Abstract:
The present invention relates to a spring compressor adapted to compress an associated coil spring of a MacPherson strut suspension system. The spring compressor includes a lower clamping member adapted to be secured to the portion of the cylindrical shroud of the MacPherson strut located below the associated helical spring platform. A pair of spaced apart elongate threaded shank members are mounted on the clamping member and extend upwardly where they are threadably connected to a pair of spaced apart upper spring engaging hooks. In accordance with the principles of the present invention, the elongated shank members are adjustably mounted to the clamping member to permit adjustment of the spaced apart distance between the upper spring engaging hooks. This enables the spring compressor to accommodate coil springs of various diameters. Also, the longitudinal axis of the threaded shank members can be adjusted to move the upper spring engaging hooks toward and away from the clamping member along an axis which is non-parallel with the longitudinal axis of the cylindrical shroud to which the clamping member is attached.

Description:
BACKGROUND OF THE INVENTION 
     One type of vehicle suspension system which is becoming increasingly popular is the MacPherson strut suspension system. The MacPherson strut is an integral coil spring-shock absorber assembly which provides a lightweight, compact component of a vehicle suspension system. The MacPherson strut suspension system is disclosed in more detail in U.S. Pat. No. 2,624,592 to E. S. MacPherson. 
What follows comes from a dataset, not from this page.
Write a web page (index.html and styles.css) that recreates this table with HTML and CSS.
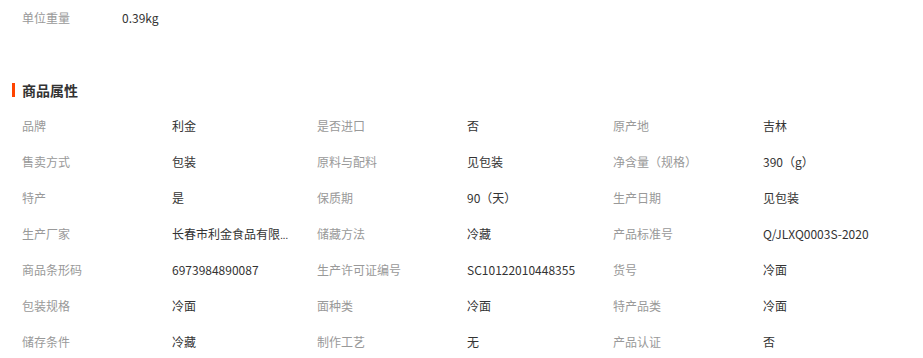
FILE: index.html
```html
<!DOCTYPE html>
<html lang="zh-CN">
<head>
<meta charset="utf-8">
<link rel="stylesheet" href="styles.css">
</head>
<body>
<div class="page">
  <div class="top-row">
    <span class="top-label">单位重量</span>
    <span class="top-value">0.39kg</span>
  </div>
  <h2 class="section-title">商品属性</h2>
  <div class="attr-grid">
    <span class="label">品牌</span><span class="value">利金</span>
    <span class="label">是否进口</span><span class="value">否</span>
    <span class="label">原产地</span><span class="value">吉林</span>

    <span class="label">售卖方式</span><span class="value">包装</span>
    <span class="label">原料与配料</span><span class="value">见包装</span>
    <span class="label">净含量（规格）</span><span class="value">390（g）</span>

    <span class="label">特产</span><span class="value">是</span>
    <span class="label">保质期</span><span class="value">90（天）</span>
    <span class="label">生产日期</span><span class="value">见包装</span>

    <span class="label">生产厂家</span><span class="value" title="长春市利金食品有限公司">长春市利金食品有限<span class="dots">...</span></span>
    <span class="label">储藏方法</span><span class="value">冷藏</span>
    <span class="label">产品标准号</span><span class="value">Q/JLXQ0003S-2020</span>

    <span class="label">商品条形码</span><span class="value">6973984890087</span>
    <span class="label">生产许可证编号</span><span class="value">SC10122010448355</span>
    <span class="label">货号</span><span class="value">冷面</span>

    <span class="label">包装规格</span><span class="value">冷面</span>
    <span class="label">面种类</span><span class="value">冷面</span>
    <span class="label">特产品类</span><span class="value">冷面</span>

    <span class="label">储存条件</span><span class="value">冷藏</span>
    <span class="label">制作工艺</span><span class="value">无</span>
    <span class="label">产品认证</span><span class="value">否</span>
  </div>
</div>
</body>
</html>
```
FILE: styles.css
```css
html, body {
  margin: 0;
  padding: 0;
  background: #fff;
}
body {
  font-family: "Noto Sans CJK SC", "Microsoft YaHei", sans-serif;
  font-size: 12px;
  color: #333;
}
.top-row {
  display: flex;
  height: 36px;
  line-height: 36px;
  padding-left: 22px;
}
.top-label {
  width: 100px;
  color: #999;
}
.top-value {
  color: #333;
}
.section-title {
  margin: 37px 0 0 12px;
  padding-left: 7px;
  border-left: 3px solid #ff4400;
  height: 14px;
  line-height: 14px;
  font-size: 14px;
  font-weight: bold;
  color: #333;
  position: relative;
  top: 10px;
}
.attr-grid {
  margin-top: 20px;
  display: grid;
  grid-template-columns: 150px 145px 150px 146px 150px 1fr;
  grid-auto-rows: 36px;
  align-items: center;
  padding-left: 22px;
}
.label {
  color: #999;
}
.value {
  color: #333;
  white-space: nowrap;
}
.dots {
  font-family: "Liberation Sans", sans-serif;
  font-size: 11px;
  letter-spacing: -0.5px;
}
```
     One of the problems associated with MacPherson strut assemblies is related to the replacement of a worn shock absorber unit. One solution to this problem is to manufacture the MacPherson strut assembly with a construction which permits the shock absorber to be readily removed and replaced with a new shock absorber. However, such a repair procedure can be relatively time consuming, since typically the entire strut assembly must be removed from the vehicle. 
     One solution to reducing the time associated with repairing a MacPherson strut assembly is disclosed in U.S. Pat. No. 4,034,960 to K. D. Kloster. The Kloster patent discloses a pneumatically operated spring compressor which can be utilized to repair a strut assembly while the lower portion of the assembly remains attached to the vehicle. However, the economics of such a compressor can typically only be justified by repair shops which frequently repair strut suspension systems. 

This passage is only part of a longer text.